Sergei Vladimirovich Shlyk (Сергей Владимирович Шлык; 1966, Rostov-on-Don) is a Russian cardiologist, Doctor of Medical Sciences, Professor. Rector of Rostov State Medical University since 2012.

== Biography ==
Sergey Vladimirovich Shlyk was born in Rostov-on-Don in 1966. In 1989 he graduated from the Faculty of Medical Prevention of Rostov Medical Institute. In 2005 he also graduated from the Faculty of Law of the North Caucasus Academy of Public Service.

In 1989—2008 he was intern, graduate student, assistant, associate professor and professor of the Department of Internal Medicine. Since 2008 he was the Head of the Department of Therapy of the Faculty of Advanced Studies and Professional Retraining of Rostov State Medical University.
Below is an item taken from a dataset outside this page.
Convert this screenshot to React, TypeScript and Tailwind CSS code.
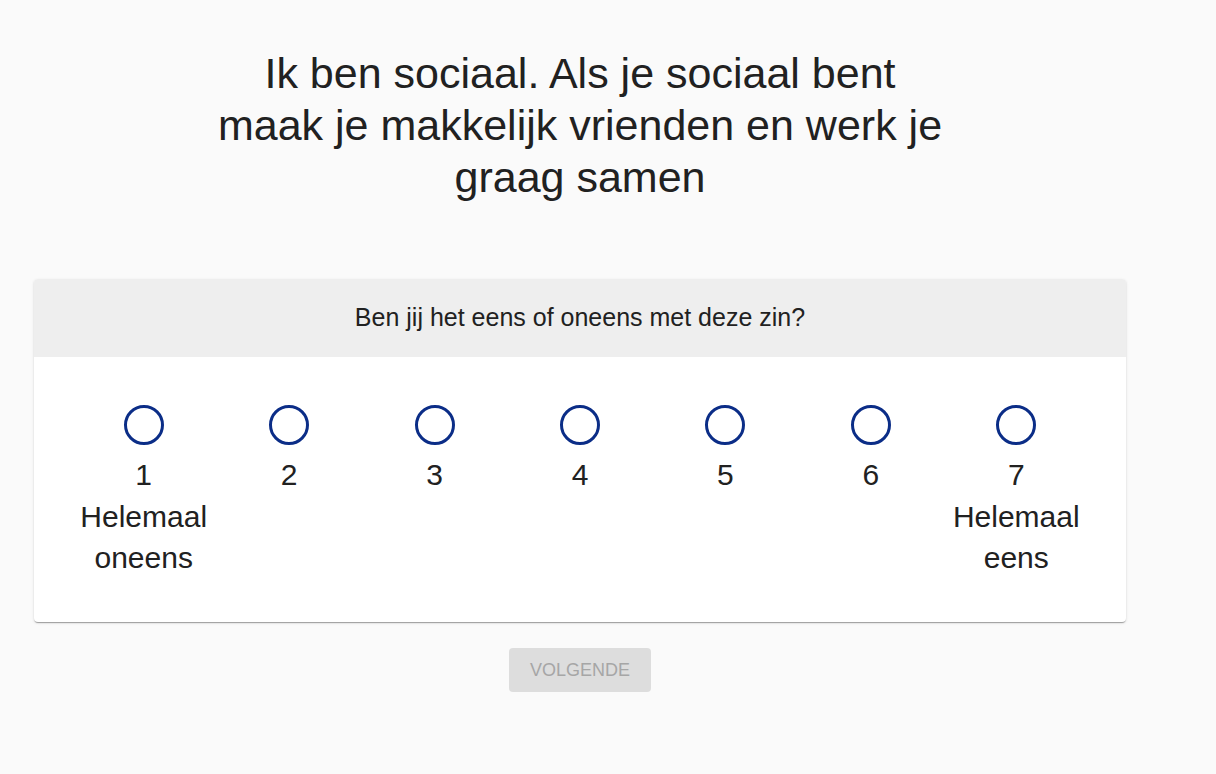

In 1992 he defended his candidate thesis on the topic "Functional interrelations of hemodynamics, the exchange of forms of water and oxygen transport in the blood in patients with various clinical course of myocardial infarction", and in 1999 — his doctoral thesis on "Clinico-pathogenetic significance of changes in oxygen transport, oxidative metabolism and water metabolism during heart failure".

From 2001 to 2012 he worked as Deputy Minister of Health of Rostov Oblast. From 2009 to 2012 he was the chief cardiologist of the Rostov Oblast, and from 2014 to the present day he is the chief cardiologist of the Southern Federal District. Since 28 November 2012 he was appointed acting Rector of Rostov State Medical University. On 29 October 2013 at the University Conference he was elected Rector of the Rostov State Medical University.

His main scientific works are dedicated to therapy, cardiology, epidemiology, medical and economic analysis.

Sergei Shlyk is a member of the European Society of Cardiology.